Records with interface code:
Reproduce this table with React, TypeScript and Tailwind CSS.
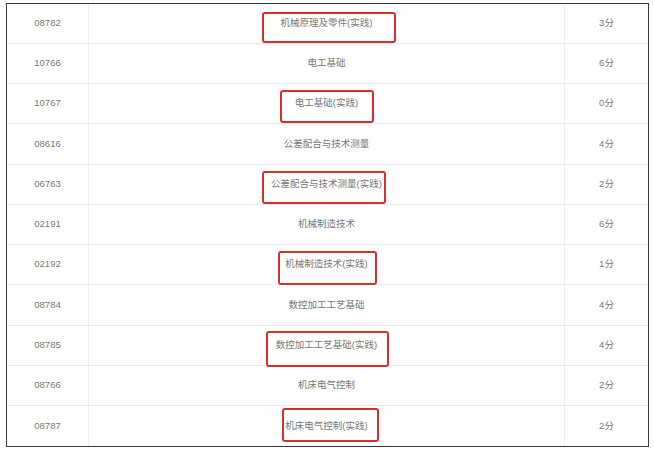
const rows = [
  { code: '08782', name: '机械原理及零件(实践)', credit: '3分' },
  { code: '10766', name: '电工基础', credit: '6分' },
  { code: '10767', name: '电工基础(实践)', credit: '0分' },
  { code: '08616', name: '公差配合与技术测量', credit: '4分' },
  { code: '06763', name: '公差配合与技术测量(实践)', credit: '2分' },
  { code: '02191', name: '机械制造技术', credit: '6分' },
  { code: '02192', name: '机械制造技术(实践)', credit: '1分' },
  { code: '08784', name: '数控加工工艺基础', credit: '4分' },
  { code: '08785', name: '数控加工工艺基础(实践)', credit: '4分' },
  { code: '08766', name: '机床电气控制', credit: '2分' },
  { code: '08787', name: '机床电气控制(实践)', credit: '2分' },
];

// hand-drawn red marks, page coordinates
const marks = [
  'left-[262px] top-[12px] w-[134px] h-[31px]',
  'left-[280px] top-[90px] w-[94px] h-[33px]',
  'left-[262px] top-[171px] w-[124px] h-[33px]',
  'left-[278px] top-[251px] w-[99px] h-[34px]',
  'left-[266px] top-[331px] w-[123px] h-[36px]',
  'left-[282px] top-[408px] w-[97px] h-[34px]',
];

export default function App() {
  return (
    <div className="relative w-[654px] h-[454px] bg-white overflow-hidden" style={{ fontFamily: '"Liberation Sans", "Noto Sans CJK SC", sans-serif' }}>
      <div className="ml-[6px] mt-[3px] w-[643px] border border-[#3a3a3a] text-[9.5px] text-[#777]">
        {rows.map((r, i) => (
          <div
            key={r.code}
            className={`flex ${i === 3 || i === 7 ? 'h-[41px]' : 'h-[40px]'} ${i < rows.length - 1 ? 'border-b border-[#e8e8e8]' : ''}`}
          >
            <div className="w-[82px] flex items-center justify-center border-r border-[#efefef]">{r.code}</div>
            <div className="flex-1 flex items-center justify-center border-r border-[#efefef]">{r.name}</div>
            <div className="w-[83px] flex items-center justify-center">{r.credit}</div>
          </div>
        ))}
      </div>
      {marks.map(m => (
        <div key={m} className={`absolute ${m} border-2 border-[#d4302c] rounded-[3px]`} />
      ))}
    </div>
  );
}
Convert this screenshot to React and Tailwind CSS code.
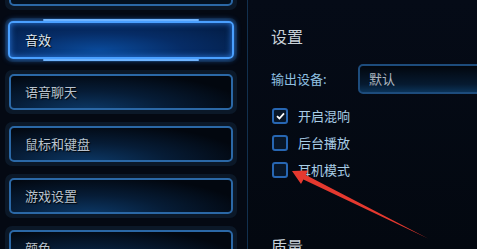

▶ **What to work on**: Search the records for the word "this". Copy every line that has it.

▶ **In response**:
Reproduce this table with React, TypeScript and Tailwind CSS.
Convert this screenshot to React and Tailwind CSS code.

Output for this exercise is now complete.